In many cases, he says, the best treatment for back pain is core stability training, such as Pilates and yoga. However, surgery may be the only option in a small minority of cases.

After Dr Wright’s disc injury in 2001, she spent a few years trying to recover by doing regular McKenzie exercises (a mix of physical therapy and exercise), using non-steroidal anti-inflammatories and seeing a GP, physiotherapist and acupuncturist.

Although she could only work comfortably three days a week, Dr Wright decided to join with a business partner to open the Murwillumbah Vet Clinic. “With a new business, I didn’t want to turn work down, even though I was in quite a lot of pain. Living with chronic pain is hard. I had to minimise my lifting but when I was really bad, I couldn’t even get dressed.” After giving birth to her second child in 2008, her back deteriorated further and, after taking advice from specialists, Dr Wright had major surgery—a fusion of L5-S1 and a disc replacement of L4. Although she was nervous due to major risks, there was an immediate improvement. “If I had known how good it would be, I would have had the surgery years ago,” she says.

While Dr Wright’s chronic back pain was severe, sufferers usually recover after doing core-strengthening exercise, such as Pilates, yoga and the McKenzie method. The Veterinary Industry Guide to Workplace Safety was endorsed by the Australian Veterinary Association and Veterinary Nurses Council of Australia (VNCA). Overall, if a staff member has back pain, they should seek appropriate medical treatment and advice—not only for the initial injury and pain but also to manage their back health going forward.

According to VNCA national president Jacque Pollitt, prevention is better than cure. “We really need to ensure that we don’t accept or encourage a ‘tough as nails’ attitude that’s detrimental to your back in the short and long term,” she says.
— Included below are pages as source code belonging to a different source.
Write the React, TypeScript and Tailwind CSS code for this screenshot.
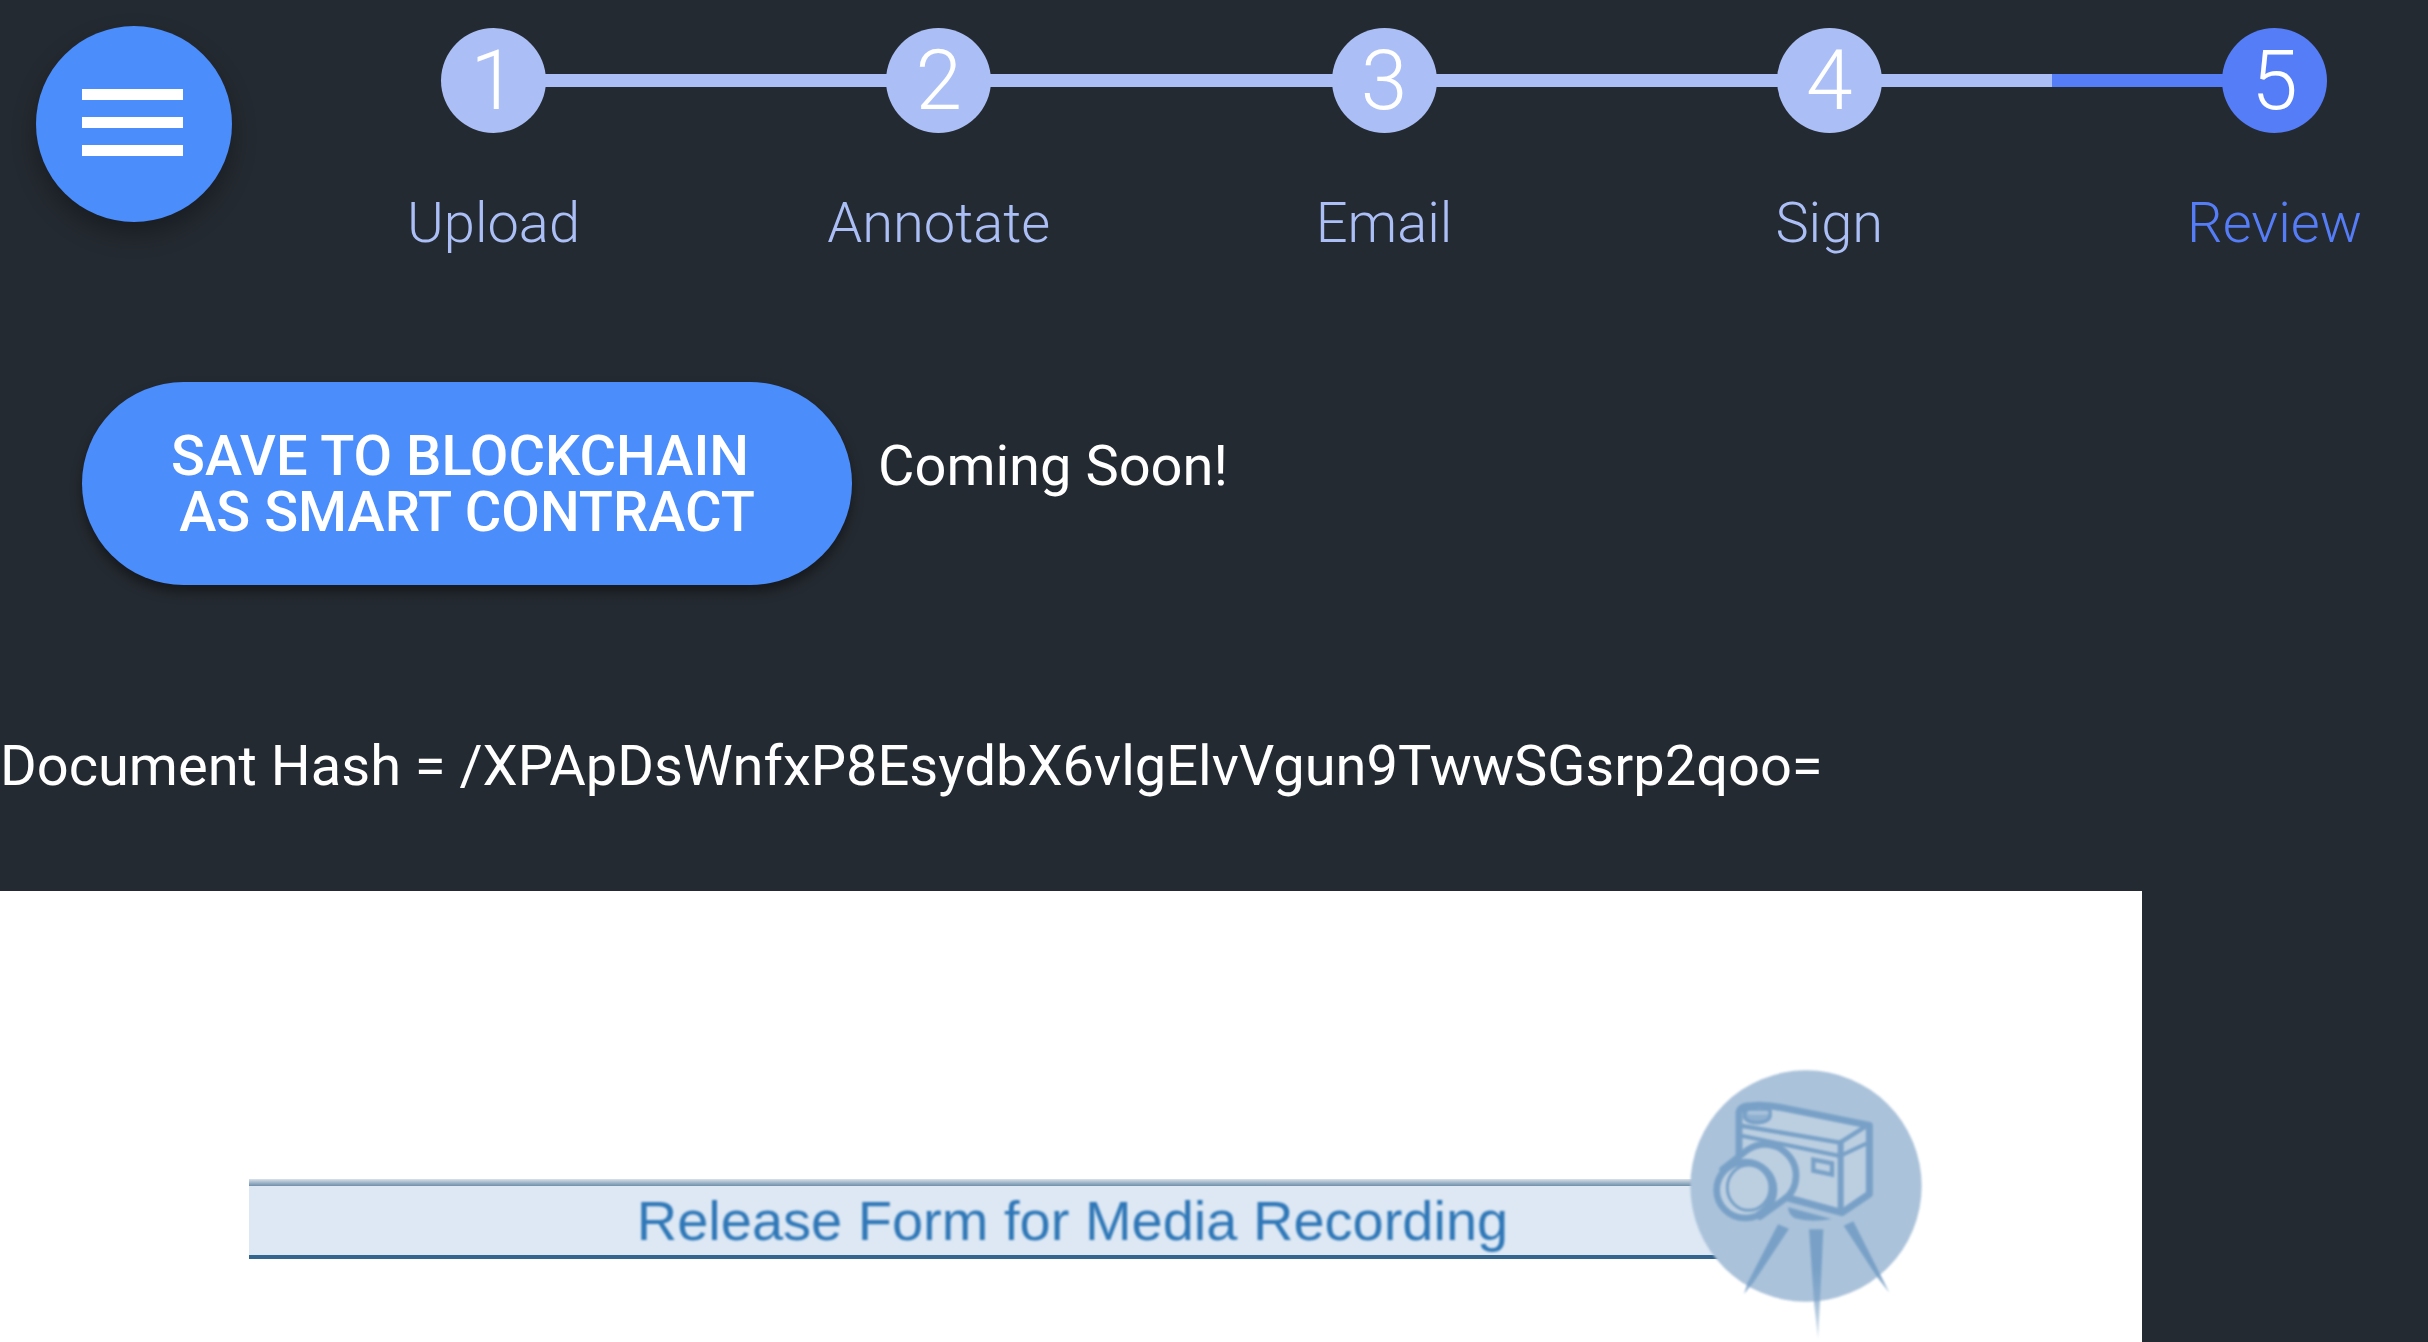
const steps = ["Upload", "Annotate", "Email", "Sign", "Review"];
const current = steps.length - 1;

function Stepper() {
  return (
    <ol className="flex min-w-0 flex-1 pt-[28px] pr-[101px] font-light">
      {steps.map((label, i) => {
        const active = i === current;
        return (
          <li key={label} className={i < current ? "flex min-w-0 flex-1" : "flex flex-none"}>
            <div
              className={
                "flex w-[105px] flex-none flex-col items-center gap-[57px] " +
                (active ? "text-[#567df8]" : "text-[#abbff6]")
              }
            >
              <span
                className={
                  "flex size-[105px] items-center justify-center rounded-full text-[84px] leading-[106px] text-white " +
                  (active ? "bg-[#567df8]" : "bg-[#abbff6]")
                }
              >
                {i + 1}
              </span>
              <span className="text-[56px] leading-[66px] whitespace-nowrap">{label}</span>
            </div>
            {i < current && (
              <span className="-mx-px mt-[46px] flex h-[13px] flex-1">
                <span className="flex-1 bg-[#abbff6]" />
                <span className={i + 1 === current ? "flex-1 bg-[#567df8]" : "flex-1 bg-[#abbff6]"} />
              </span>
            )}
          </li>
        );
      })}
    </ol>
  );
}

function CameraLogo() {
  return (
    <svg viewBox="90 84 702 816" className="h-[272px] w-[234px]" aria-hidden="true">
      <defs>
        <linearGradient id="leg" x1="0" y1="540" x2="0" y2="890" gradientUnits="userSpaceOnUse">
          <stop offset="0.4" stopColor="#79a1c7" />
          <stop offset="1" stopColor="#79a1c7" stopOpacity="0.3" />
        </linearGradient>
      </defs>
      <circle cx="438" cy="432" r="347" fill="#aac2da" />
      <g stroke="#79a1c7" strokeLinejoin="round" strokeLinecap="round" fill="#bccfe1">
        <path d="M237 350 V212 Q240 192 272 191 Q320 186 380 200 L628 250 V456 L546 512 L385 468 Z" strokeWidth="21" />
        <path d="M248 252 L540 302 L622 250" fill="none" strokeWidth="13" />
        <path d="M248 282 L540 342 L616 306" fill="none" strokeWidth="12" />
        <path d="M542 302 V508" fill="none" strokeWidth="18" />
        <path d="M254 206 V226 Q262 242 294 242 Q326 240 330 224 V206 Z" fill="#8fb0d0" strokeWidth="11" />
        <path d="M268 212 H320" fill="none" stroke="#a9c2db" strokeWidth="12" />
        <path d="M460 353 L516 364 V398 L460 386 Z" strokeWidth="13" strokeLinejoin="miter" />
        <path d="M188 382 L262 324 Q310 293 362 320 Q410 352 408 404 Q406 450 372 472 L300 524 Z" strokeWidth="20" />
        <ellipse cx="256" cy="444" rx="86" ry="84" strokeWidth="20" />
        <ellipse cx="266" cy="437" rx="64" ry="68" strokeWidth="9" />
        <path d="M262 361 Q330 370 338 440 Q338 490 296 516" fill="none" strokeWidth="18" />
      </g>
      <path d="M384 496 L515 531 Q450 542 405 529 Q386 520 384 496 Z" fill="#79a1c7" />
      <path d="M354 547 L387 560 L280 722 L252 756 L262 724 Z" fill="url(#leg)" />
      <path d="M447 562 H490 L480 780 L474 890 L462 780 Z" fill="url(#leg)" />
      <path d="M551 551 L580 538 L660 696 L688 752 L652 706 Z" fill="url(#leg)" />
    </svg>
  );
}

export default function App() {
  return (
    <div className="flex min-h-screen flex-col overflow-x-hidden bg-[#242a31] font-[Roboto,sans-serif] text-[56px] leading-[66px] text-white">
      <header className="flex items-start pl-[36px]">
        <button
          type="button"
          aria-label="Open menu"
          className="mt-[26px] mr-[209px] flex size-[196px] flex-none flex-col items-center justify-center gap-[17px] rounded-full bg-[#4b8dfb] pr-[3px] pb-[4px] shadow-[0_12px_24px_rgba(0,0,0,0.3)]"
        >
          <span className="h-[11px] w-[101px] bg-white" />
          <span className="h-[11px] w-[101px] bg-white" />
          <span className="h-[11px] w-[101px] bg-white" />
        </button>
        <Stepper />
      </header>

      <main className="flex flex-1 flex-col">
        <section className="mt-[126px] flex items-start pl-[82px]">
          <button
            type="button"
            className="flex h-[203px] w-[770px] flex-col items-center justify-center rounded-full bg-[#4b8dfb] text-[56px] leading-[56px] font-medium shadow-[0_7px_12px_rgba(0,0,0,0.4)]"
          >
            <span>SAVE TO BLOCKCHAIN{"\u00a0"}</span>
            <span>AS SMART CONTRACT</span>
          </button>
          <p className="mt-[51px] ml-[26px]">Coming Soon!</p>
        </section>

        <p className="mt-[148px] break-all">Document Hash = /XPApDsWnfxP8EsydbX6vlgElvVgun9TwwSGsrp2qoo=</p>

        <article className="mt-[92px] w-full max-w-[2142px] flex-1 bg-white px-[249px] pt-[288px] font-['Liberation_Sans',sans-serif]">
          <div className="relative">
            <div className="h-[7px] bg-linear-to-b from-[#d9e2ea] to-[#6f8faa]" />
            <div className="bg-[#dde8f4]">
              <h1 className="pl-[3px] text-center text-[56px] leading-[69px] text-[#2f77b7] blur-[1px]">
                Release Form for Media Recording
              </h1>
            </div>
            <div className="h-[4px] bg-[#34658f]" />
            <div className="absolute top-[-109px] right-[-31px] blur-[1px]">
              <CameraLogo />
            </div>
          </div>
        </article>
      </main>
    </div>
  );
}
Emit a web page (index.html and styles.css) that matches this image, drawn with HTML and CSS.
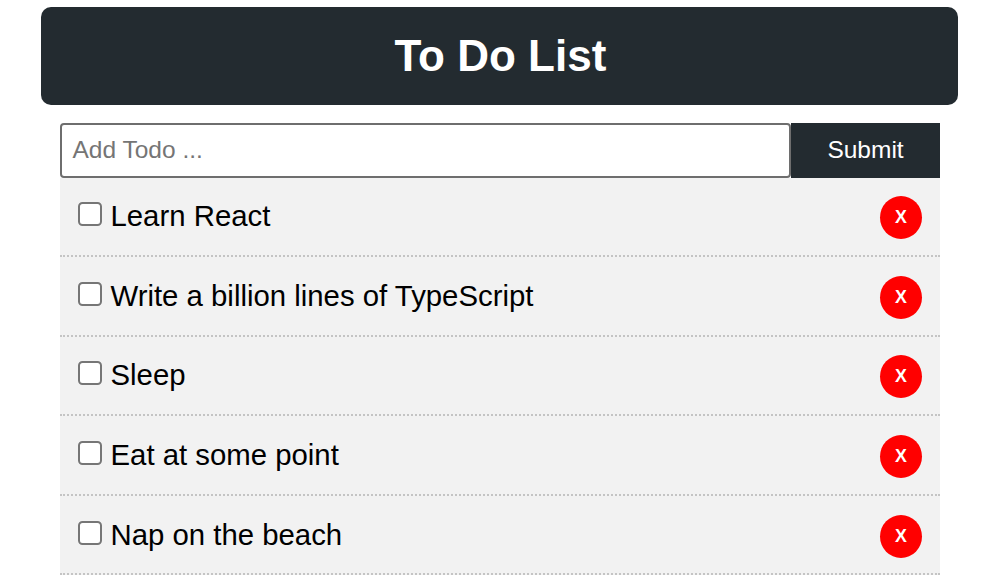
FILE: index.html
```html
<!DOCTYPE html>
<html lang="en">
<head>
<meta charset="utf-8">
<title>To Do List</title>
<link rel="stylesheet" href="styles.css">
</head>
<body>
<main class="app">
  <header class="header"><h1 class="title">To Do List</h1></header>
  <section class="content">
    <form class="form">
      <input class="field" type="text" placeholder="Add Todo ...">
      <button class="submit" type="button">Submit</button>
    </form>
    <ul class="list">
      <li class="item"><label class="label"><input class="check" type="checkbox"><span class="text">Learn React</span></label><button class="remove" type="button">X</button></li>
      <li class="item"><label class="label"><input class="check" type="checkbox"><span class="text">Write a billion lines of TypeScript</span></label><button class="remove" type="button">X</button></li>
      <li class="item"><label class="label"><input class="check" type="checkbox"><span class="text">Sleep</span></label><button class="remove" type="button">X</button></li>
      <li class="item"><label class="label"><input class="check" type="checkbox"><span class="text">Eat at some point</span></label><button class="remove" type="button">X</button></li>
      <li class="item"><label class="label"><input class="check" type="checkbox"><span class="text">Nap on the beach</span></label><button class="remove" type="button">X</button></li>
    </ul>
  </section>
</main>
</body>
</html>
```
FILE: styles.css
```css
* { box-sizing: border-box; }
body { margin: 0; background: #fff; color: #000; font-family: "Liberation Sans", Arial, sans-serif; overflow: hidden; }
.app { padding: 7px 41.6px 0 41.4px; }
.header { height: 98px; border-radius: 10px; background: #232b30; display: flex; align-items: center; justify-content: center; }
.title { margin: 0; padding-left: 1px; color: #fff; font-size: 44px; line-height: 50px; font-weight: 700; }
.content { padding: 18.4px 18.4px 0 18.6px; }
.form { display: flex; height: 54.2px; margin: 0; }
.field { flex: 1; min-width: 0; margin: 0; padding: 0 11px 0 10.5px; border: 2px solid #6e6e6e; border-radius: 4px; background: #fff; font: 24.5px "Liberation Sans", Arial, sans-serif; }
.field::placeholder { color: #757575; opacity: 1; }
.submit { width: 149px; padding: 0; border: 0; background: #232b30; color: #fff; font: 24.5px "Liberation Sans", Arial, sans-serif; }
.list { margin: 0; padding: 0; list-style: none; }
.item { display: flex; align-items: flex-start; justify-content: space-between; height: 79.55px; padding: 18.8px 18px 0; background: #f2f2f2; border-bottom: 2px dotted #c4c4c4; }
.label { display: flex; align-items: flex-start; gap: 8.5px; }
.check { appearance: none; width: 24px; height: 24px; margin: 6px 0 0; border: 2px solid #767676; border-radius: 4.5px; background: #fff; }
.text { font-size: 29.35px; line-height: 40px; }
.remove { width: 42px; height: 43px; padding: 0; border: 0; border-radius: 50%; background: #f00; color: #fff; font: 700 17.8px/43px "Liberation Sans", Arial, sans-serif; }
```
A common issue for veterinary staff is dealing with animals in cages and kennels. “Ideally, if patients can move out of a low cage by themselves, this minimises the risk to the veterinary nurse—but this is not always possible,” says Pollitt. “The safe lifting posture should always be used, remembering to bend at the knees and watch your head. It’s always important to assess the condition of the patient, taking care with sedated or recovering animals to avoid unexpected situations.”

At veterinary practices and clinics, providing quality ergonomic equipment such as scissor-lift trolleys and stretchers can help alleviate lower back pain. “Clinics should promote safe working practices and aim to have kennel rooms with cages that are easily accessible,” advises Pollitt. “You also need to know how to lift properly. Our rule is that any animal over 10 kilos requires two people to lift it. We have a table in the consulting room and a table in the prep area that can move up and down.”

Dr Mark Craig notes that optimal ergonomics—such as saddle stools, office chairs and sit-to-stand desks—all help improve posture. He also notes that a hydraulic operating platform needs to be well positioned for veterinarians. “The cost of a suitable operating platform would be much less than the cost of medical care due to injury from sub-optimal ergonomics,” he says. “It’s a false economy not to do it.”